0. 9 + 0.09 + 0.009 + 0.0009 + ...

This is an infinite geometric series with:

• a = 0.9
• r = 0.1

Since |r| = 0.1 < 1, the series converges. Applying the formula:

S = 0.9 / (1 - 0.1) = 0.9 / 0.9 = 1

Therefore, 0.9999... is equal to 1. This is a fascinating and often surprising result!

Applications of Infinite Geometric Series

Infinite geometric series are not just abstract mathematical concepts; they have practical applications in various fields:

• Physics: Modeling damped oscillations, radioactive decay, and wave phenomena.
• Engineering: Analyzing circuits, signal processing, and control systems.
• Economics: Calculating present value of perpetuities (streams of payments that continue forever) and modeling economic growth.
• Computer Science: Analyzing algorithms and data structures.
• Mathematics: Representing repeating decimals as fractions (as shown in the example above), approximating functions, and solving differential equations.

Common Mistakes to Avoid

• Forgetting to Check the Convergence Condition: This is the most crucial step. Applying the formula without verifying |r| < 1 will lead to incorrect results.

• Incorrectly Identifying 'a' and 'r': Make sure you correctly identify the first term and the common ratio. Double-check your calculations.

• Arithmetic Errors: Pay attention to detail when performing calculations, especially when dealing with fractions or negative numbers.
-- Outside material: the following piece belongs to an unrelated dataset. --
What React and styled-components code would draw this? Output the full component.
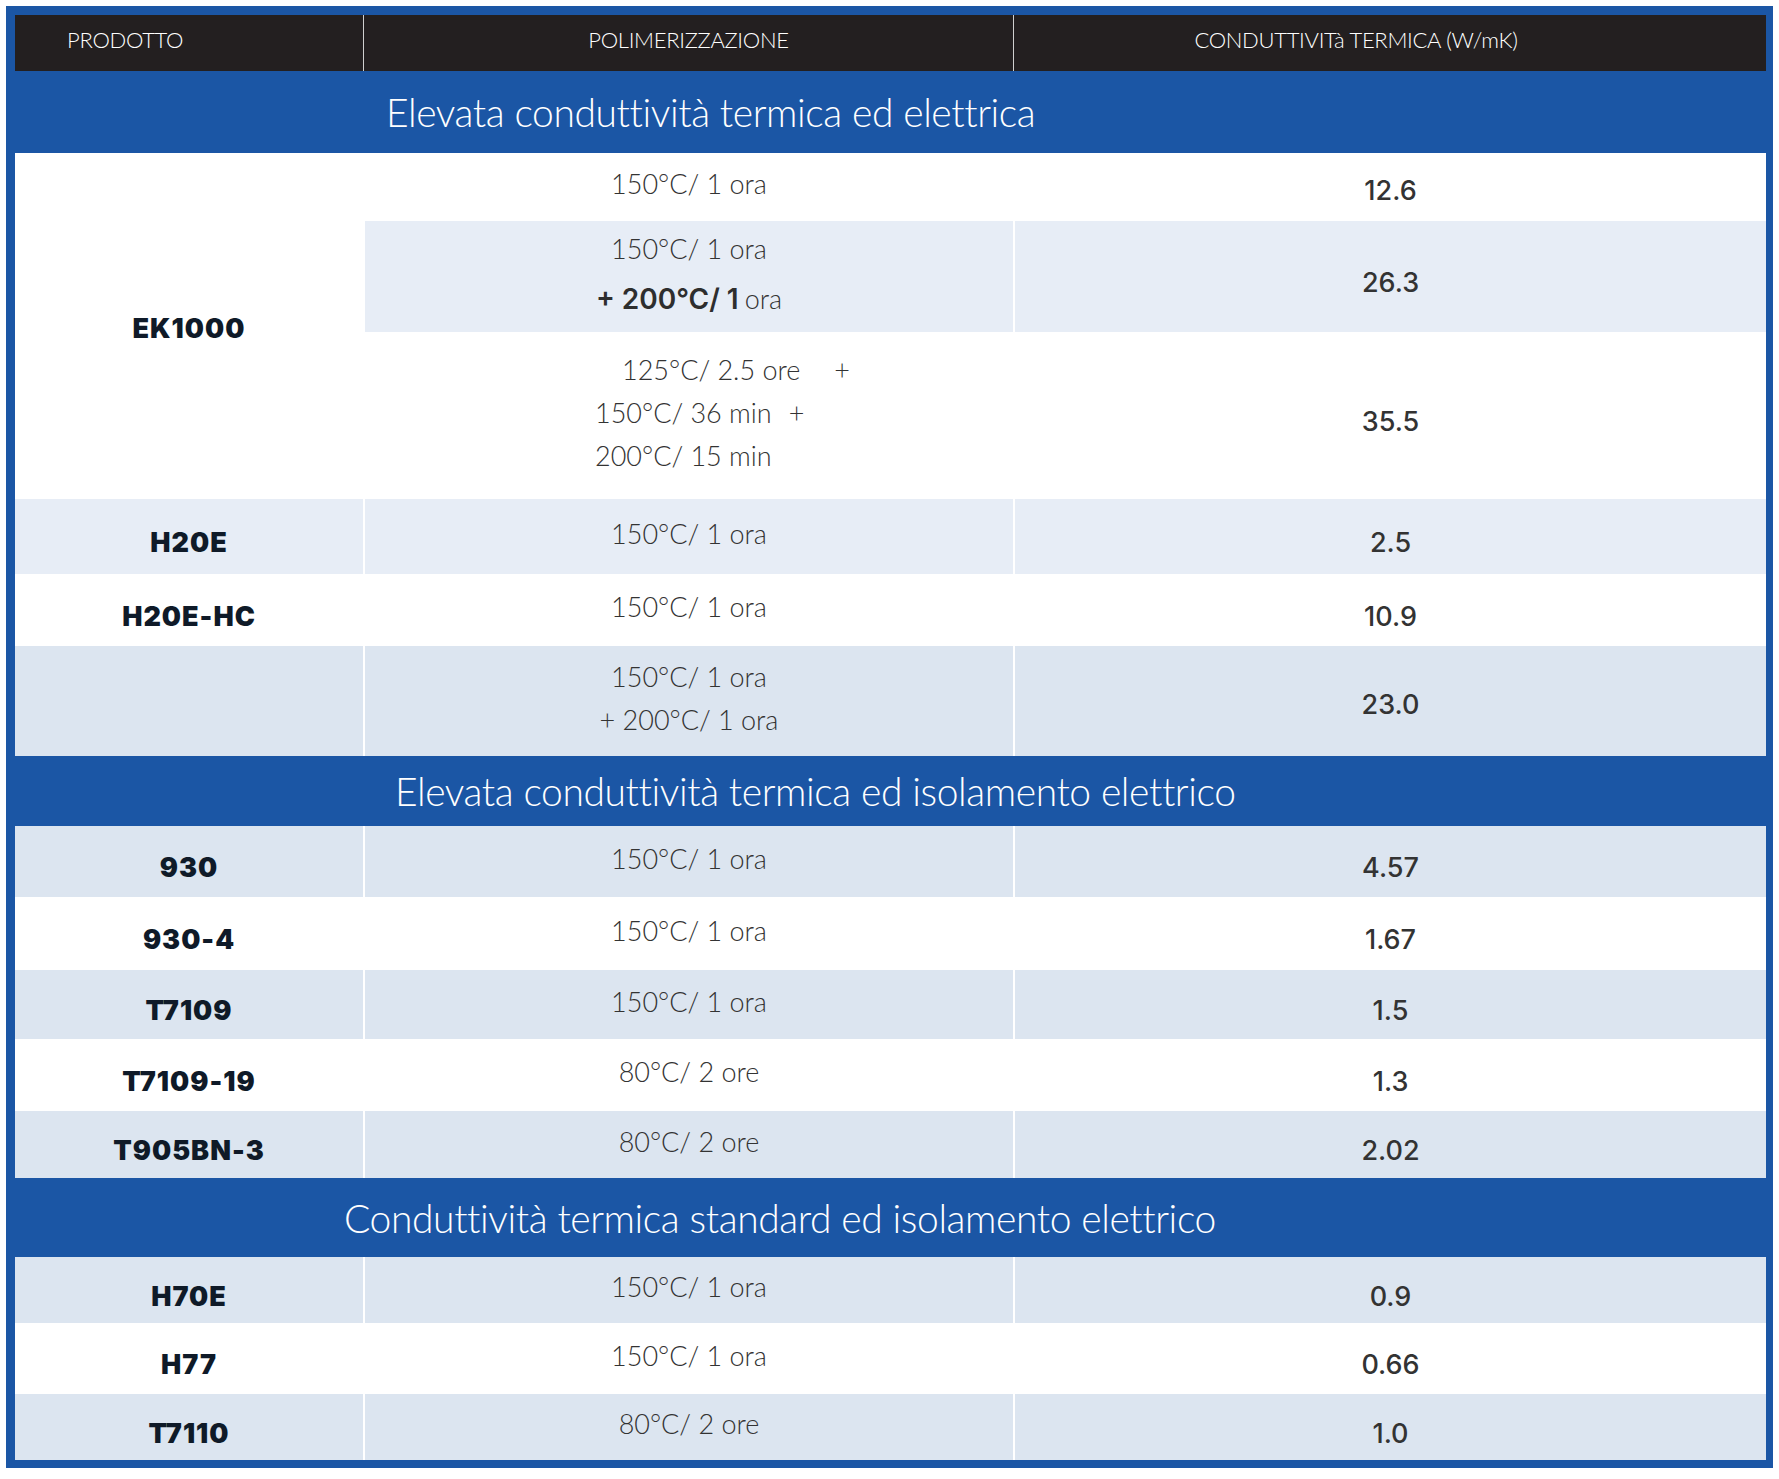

• Confusing Series and Sequences: A sequence is just a list of numbers. A series is the sum of the numbers in a sequence. Don't mix them up!
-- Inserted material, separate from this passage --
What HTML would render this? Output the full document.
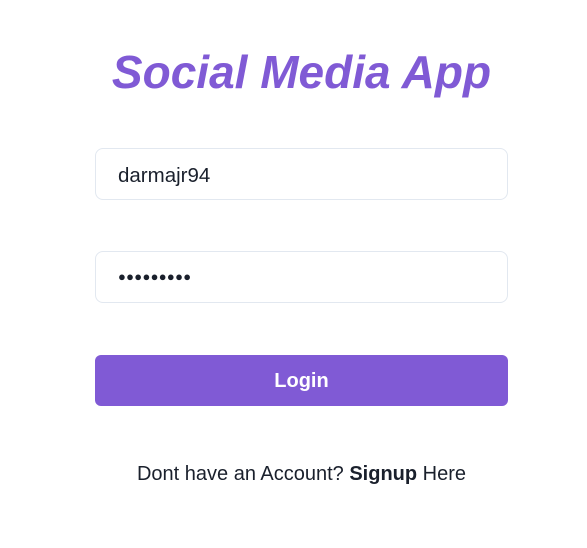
<!DOCTYPE html>
<html><head><meta charset="utf-8"><style>
body{margin:0;background:#fff;width:587px;height:548px;font-family:"Liberation Sans",sans-serif;position:relative;overflow:hidden}
h1{position:absolute;left:0;width:603px;top:45px;margin:0;text-align:center;font-size:46px;font-weight:bold;font-style:italic;color:#805ad5;line-height:54px}
.in{position:absolute;left:95px;width:411px;height:50px;border:1px solid #e2e8f0;border-radius:8px;box-sizing:content-box;font-size:20.5px;color:#1a202c;line-height:54px}
.in span{position:absolute;left:22px}
.btn{position:absolute;left:95px;top:355px;width:413px;height:51px;background:#805ad5;border-radius:6px;color:#fff;font-weight:bold;font-size:20px;text-align:center;line-height:53px}
.ft{position:absolute;left:0;width:603px;top:461px;text-align:center;font-size:20px;color:#1a202c;line-height:26px}
</style></head><body>
<h1>Social Media App</h1>
<div class="in" style="top:148px"><span>darmajr94</span></div>
<div class="in" style="top:251px"><span style="font-size:13px;letter-spacing:0.3px;line-height:50px">●●●●●●●●●</span></div>
<div class="btn">Login</div>
<div class="ft">Dont have an Account? <b>Signup</b> Here</div>
</body></html>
Advanced Topics and Extensions

• Power Series: Generalizations of geometric series where the terms involve powers of a variable (e.g., a + bx + cx² + dx³ + ...). Power series are fundamental in calculus and analysis.

• Taylor and Maclaurin Series: Special types of power series used to represent functions as infinite sums. These are powerful tools for approximating functions and solving differential equations.
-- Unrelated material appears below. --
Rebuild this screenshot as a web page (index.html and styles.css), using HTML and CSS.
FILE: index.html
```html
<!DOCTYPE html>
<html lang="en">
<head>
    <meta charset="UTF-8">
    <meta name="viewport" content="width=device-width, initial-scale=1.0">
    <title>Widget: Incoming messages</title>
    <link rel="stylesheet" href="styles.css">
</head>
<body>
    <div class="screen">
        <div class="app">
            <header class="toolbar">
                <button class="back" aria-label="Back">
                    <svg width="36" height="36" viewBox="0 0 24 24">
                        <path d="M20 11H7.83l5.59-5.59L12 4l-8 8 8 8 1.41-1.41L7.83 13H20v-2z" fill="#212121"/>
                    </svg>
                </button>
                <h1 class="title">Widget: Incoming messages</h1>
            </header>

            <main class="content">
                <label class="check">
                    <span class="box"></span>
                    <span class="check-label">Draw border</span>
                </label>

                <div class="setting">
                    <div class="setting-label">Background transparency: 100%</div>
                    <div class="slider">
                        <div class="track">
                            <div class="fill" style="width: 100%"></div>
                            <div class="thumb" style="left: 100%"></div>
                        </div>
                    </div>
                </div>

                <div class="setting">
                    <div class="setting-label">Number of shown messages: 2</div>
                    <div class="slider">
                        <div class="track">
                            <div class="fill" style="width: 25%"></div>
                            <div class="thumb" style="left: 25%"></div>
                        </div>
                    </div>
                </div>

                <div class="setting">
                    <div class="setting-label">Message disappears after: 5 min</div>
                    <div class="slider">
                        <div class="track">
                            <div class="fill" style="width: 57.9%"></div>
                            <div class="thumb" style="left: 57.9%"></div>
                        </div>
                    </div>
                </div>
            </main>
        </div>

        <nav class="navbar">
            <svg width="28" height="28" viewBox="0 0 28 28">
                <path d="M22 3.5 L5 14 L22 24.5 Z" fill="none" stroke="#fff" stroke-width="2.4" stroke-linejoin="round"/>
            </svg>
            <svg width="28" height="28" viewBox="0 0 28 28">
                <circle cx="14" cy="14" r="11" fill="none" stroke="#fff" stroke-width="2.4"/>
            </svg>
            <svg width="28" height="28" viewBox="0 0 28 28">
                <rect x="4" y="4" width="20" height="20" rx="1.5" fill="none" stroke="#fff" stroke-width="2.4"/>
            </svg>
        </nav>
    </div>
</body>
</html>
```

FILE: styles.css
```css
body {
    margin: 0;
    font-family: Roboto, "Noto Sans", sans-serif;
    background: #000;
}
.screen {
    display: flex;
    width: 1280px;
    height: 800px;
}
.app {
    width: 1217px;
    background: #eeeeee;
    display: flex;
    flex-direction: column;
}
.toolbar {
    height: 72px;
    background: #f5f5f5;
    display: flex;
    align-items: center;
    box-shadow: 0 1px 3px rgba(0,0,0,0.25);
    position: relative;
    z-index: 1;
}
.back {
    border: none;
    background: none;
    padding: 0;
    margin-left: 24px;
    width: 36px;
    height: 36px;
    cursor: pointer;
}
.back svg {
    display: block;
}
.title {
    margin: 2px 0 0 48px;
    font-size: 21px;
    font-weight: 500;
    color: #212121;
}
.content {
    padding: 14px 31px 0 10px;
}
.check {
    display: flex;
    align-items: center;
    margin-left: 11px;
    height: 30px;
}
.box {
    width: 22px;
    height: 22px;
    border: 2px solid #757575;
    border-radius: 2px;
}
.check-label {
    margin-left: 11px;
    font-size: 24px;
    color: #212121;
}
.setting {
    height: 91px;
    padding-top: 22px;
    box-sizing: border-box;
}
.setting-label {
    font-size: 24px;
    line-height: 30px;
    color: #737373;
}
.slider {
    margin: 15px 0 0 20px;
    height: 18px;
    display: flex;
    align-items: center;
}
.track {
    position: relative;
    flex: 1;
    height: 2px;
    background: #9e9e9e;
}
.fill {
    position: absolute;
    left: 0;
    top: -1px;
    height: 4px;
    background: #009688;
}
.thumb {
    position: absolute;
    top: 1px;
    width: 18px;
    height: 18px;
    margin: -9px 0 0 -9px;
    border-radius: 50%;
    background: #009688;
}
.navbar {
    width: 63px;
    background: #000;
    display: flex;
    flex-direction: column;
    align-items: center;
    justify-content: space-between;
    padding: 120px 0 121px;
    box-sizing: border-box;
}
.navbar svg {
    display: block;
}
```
• Radius of Convergence: For power series, the radius of convergence determines the interval of values for which the series converges.

FAQs

• What happens if r = 0?

  If r = 0, the series becomes a + 0 + 0 + 0 + ..., and the sum is simply a. The formula S = a / (1 - r) still works, giving S = a / (1 - 0) = a.

• Can 'a' be zero?

  Yes, a can be zero. If a = 0, the series becomes 0 + 0 + 0 + ..., and the sum is 0.

• Is every infinite series summable?

  No, most infinite series do not converge. Only a special class of series, like convergent geometric series, have a finite sum.

• How can I tell if a series is geometric?

  Divide any term by its preceding term. If the result is the same for all pairs of consecutive terms, the series is geometric.

• What if the series starts from a term other than 'a'?

  If the series starts from, say, ar^k, then the sum is (ar^k) / (1 - r), provided |r| < 1. You simply need to adjust the first term in the formula.

Conclusion

Mastering the concept of finding the sum of an infinite geometric series provides a valuable tool for tackling a wide range of problems in mathematics, science, and engineering. By understanding the convergence condition and applying the formula correctly, you can unlock the power of infinite sums and gain deeper insights into the behavior of complex systems. Remember to always check the condition |r| < 1 before applying the formula, and practice with various examples to solidify your understanding. With consistent effort, you'll be well-equipped to confidently navigate the world of infinite geometric series.